The reference to 'in the place where dragons lay...'
is a quote from Isaiah chapter 35 (see right hand
column). |
Chapter 23
Bishop Cedd, having a place
given him by King Ethelwald, consecrates it to our
Lord with prayer and fasting. His death.
Cedd, whilst he was bishop among the East
Saxons, also used often to visit his own
country, Northumberland, to preach there. Ethelwald,
the son of King Oswald, who reigned among the Deiri,
finding him a holy, wise, and good man, asked him to
accept some land on which to build a monastery, to which the
King
himself might frequently resort, to offer his prayers and
hear the word, and be buried in it when he died; for he
believed that he should receive much benefit by the
prayers of those who were to serve God in that place.
The
king had before with him a brother of the same bishop,
called Celin, a man no less devoted to God, who, being a
priest, used to administer to him the word and the
sacraments of the Faith; by whose means he chiefly came to
know and love the bishop. That prelate, therefore,
complying with the king's desires, chose himself a place
to build a monastery among some steep and remote hills,
which looked more like lurking-places for robbers, and
retreats for wild beasts, than habitations for men; to the
end that, according to the prophecy of Isaiah, "In the
habitations where before dragons dwelt, might be grass
with reeds and rushes;" that is, that the fruits of good
work should spring up, where before beasts used to
dwell - or men who lived after the manner of beasts.
The man
of God, desiring first to cleanse the place for the
monastery from former crimes, by prayer and fasting, that
it might become acceptable to our Lord, and so to lay the
foundations, requested of the king that he would give him
leave to reside there all the approaching time of Lent to
pray. All which days, except Sundays, be fasted till the
evening, according to custom, and then took no other
sustenance than a little bread, one hen's egg, and a
little milk mixed with water. This, he said, was the
custom of those of whom he had learned the rule of regular
discipline; first, to consecrate to our Lord, by prayer
and fasting, the places which they had newly received for
building a monastery or a church. When there were ten days
of Lent still remaining; there came a messenger to call
him to the king; and he, that the religious work might not
be intermitted, on account of the king's affairs,
entreated his priest Cynebil, who was also his own
brother, to complete that which had been so piously begun.

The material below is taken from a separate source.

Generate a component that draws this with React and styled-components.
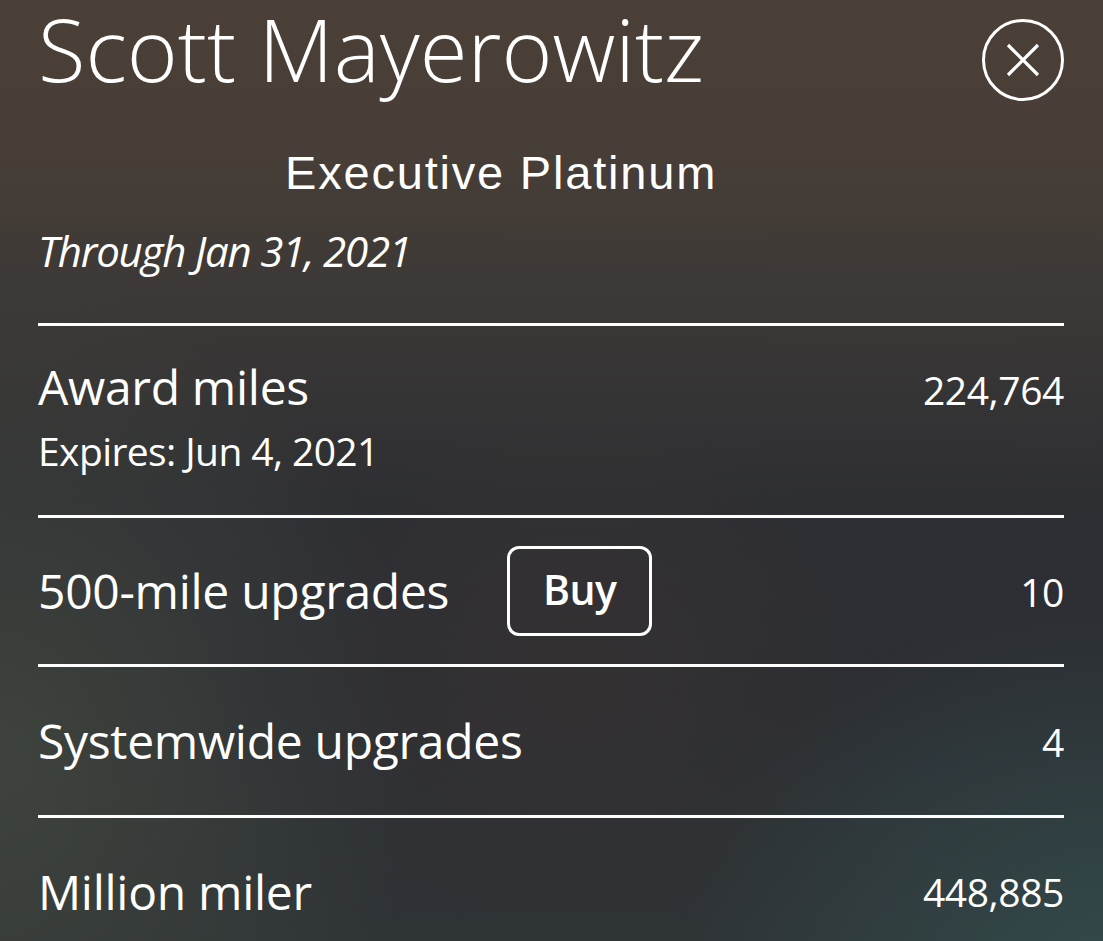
import React from "react";
import styled, { createGlobalStyle } from "styled-components";

const Global = createGlobalStyle`
  html, body { margin: 0; padding: 0; }
  body {
    font-family: "Open Sans", "Noto Sans", sans-serif;
    color: #fff;
    background: #2c2d32;
  }
`;

const Page = styled.div`
  min-height: 941px;
  box-sizing: border-box;
  padding: 0 39px 0 38px;
  background:
    radial-gradient(ellipse 420px 360px at 100% 100%, rgba(52, 80, 80, 0.75), rgba(52, 80, 80, 0) 100%),
    radial-gradient(ellipse 420px 480px at 0% 78%, rgba(68, 74, 64, 0.75), rgba(68, 74, 64, 0) 100%),
    radial-gradient(ellipse 300px 260px at 52% 70%, rgba(62, 52, 48, 0.45), rgba(62, 52, 48, 0) 100%),
    linear-gradient(180deg, #4b4037 0%, #473e37 16%, #3b3836 32%, #2e2f33 52%, #2c2e33 72%, #2f3437 100%);
  overflow: hidden;
`;

const Header = styled.header`
  display: flex;
  justify-content: space-between;
  align-items: flex-start;
  padding-top: 1px;
`;

const Name = styled.h1`
  margin: 0;
  font-size: 87px;
  line-height: 1.1;
  font-weight: 300;
  letter-spacing: 0;
`;

const CloseButton = styled.button`
  margin-top: 18px;
  width: 82px;
  height: 82px;
  border-radius: 50%;
  border: 3px solid #fff;
  background: transparent;
  display: flex;
  align-items: center;
  justify-content: center;
  padding: 0;
  box-sizing: border-box;
`;

const Tier = styled.div`
  margin-top: 48px;
  padding-left: 247px;
  font-family: "Liberation Sans", Arial, sans-serif;
  font-size: 47px;
  line-height: 1;
  font-weight: 400;
  letter-spacing: 1.8px;
`;

const Through = styled.div`
  margin-top: 34px;
  font-size: 42px;
  line-height: 1;
  font-style: italic;
  font-weight: 400;
  letter-spacing: -1.2px;
`;

const List = styled.div`
  margin-top: 51px;
`;

const Row = styled.div`
  border-top: 3px solid #fff;
  height: ${(p) => p.$h}px;
  box-sizing: border-box;
  display: flex;
  align-items: ${(p) => (p.$top ? "baseline" : "center")};
  justify-content: space-between;
  padding-top: ${(p) => p.$pt || 0}px;
`;

const LabelGroup = styled.div`
  display: flex;
  flex-direction: column;
`;

const LabelLine = styled.div`
  display: flex;
  align-items: center;
`;

const Label = styled.span`
  font-size: 48px;
  line-height: 1;
  font-weight: 400;
  letter-spacing: -0.3px;
`;

const Sub = styled.span`
  margin-top: 20px;
  font-size: 39px;
  line-height: 1;
  font-weight: 400;
  letter-spacing: -0.6px;
`;

const Value = styled.span`
  font-size: 39px;
  line-height: 1;
  font-weight: 400;
  letter-spacing: -0.4px;
`;

const BuyButton = styled.button`
  margin-left: 58px;
  width: 145px;
  height: 90px;
  box-sizing: border-box;
  border: 3px solid #fff;
  border-radius: 12px;
  background: transparent;
  color: #fff;
  font-family: "Open Sans", "Noto Sans", sans-serif;
  font-size: 41px;
  font-weight: 600;
  letter-spacing: -0.5px;
  display: flex;
  align-items: center;
  justify-content: center;
  padding: 0 0 4px 0;
`;

function CloseIcon() {
  return (
    <svg width="34" height="34" viewBox="0 0 34 34" fill="none">
      <path d="M2 2 L32 32 M32 2 L2 32" stroke="#fff" strokeWidth="3.2" strokeLinecap="butt" />
    </svg>
  );
}

export default function App() {
  return (
    <>
      <Global />
      <Page>
        <Header>
          <Name>Scott Mayerowitz</Name>
          <CloseButton aria-label="Close">
            <CloseIcon />
          </CloseButton>
        </Header>
        <Tier>Executive Platinum</Tier>
        <Through>Through Jan 31, 2021</Through>
        <List>
          <Row $h={192} $top $pt={37}>
            <LabelGroup>
              <Label>Award miles</Label>
              <Sub>Expires: Jun 4, 2021</Sub>
            </LabelGroup>
            <Value>224,764</Value>
          </Row>
          <Row $h={149}>
            <LabelLine>
              <Label>500-mile upgrades</Label>
              <BuyButton>Buy</BuyButton>
            </LabelLine>
            <Value>10</Value>
          </Row>
          <Row $h={151}>
            <Label>Systemwide upgrades</Label>
            <Value>4</Value>
          </Row>
          <Row $h={150}>
            <Label>Million miler</Label>
            <Value>448,885</Value>
          </Row>
        </List>
      </Page>
    </>
  );
}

Cynebil readily complied, and when the time of fasting and
prayer was over, he there built the monastery, which is
now called Lastingham, and established therein the
religious customs of Lindisfarne, where they had been
educated.
Cedd for
many years having charge of the bishopric in the aforesaid
province, and of this monastery, over which he had placed
superiors, it happened that he came thither at a time when
there was a mortality, and fell sick and died. He was
first buried in the open air; but in the process of time a
church was built of stone in the monastery, in honor of
the Mother of God, and his body interred in the same, on
the right hand of the altar.
The
bishop left the monastery to be governed after him by his
brother Chad, who was afterwards made bishop, as shall be
said in its place. For the four brothers we have
mentioned, Cedd and Cynebil, Celia and Ceadda [Chad],
which is a rare thing to be met with, were all celebrated
priests of our Lord, and two of them also came to be
bishops. When the brethren who were in his monastery, in
the province of the East Saxons, heard that the bishop was
dead in the province of the Northumbrians, about thirty
men of that monastery came thither, being desirous either
to live near the body of their father, if it should please
God, or to die there and be buried. Being lovingly
received by their brethren and fellow soldiers in Christ,
all of them died there by the aforesaid pestilence, except
one little boy, who was delivered from death by his
father's prayers. For when he bad lived there a long time
after, and applied himself to the reading of sacred writ,
he was informed that he had not been regenerated by the
water of baptism, and being then washed in the laver of
salvation, he was afterwards promoted to the order of
priesthood, and proved very useful to many in the church.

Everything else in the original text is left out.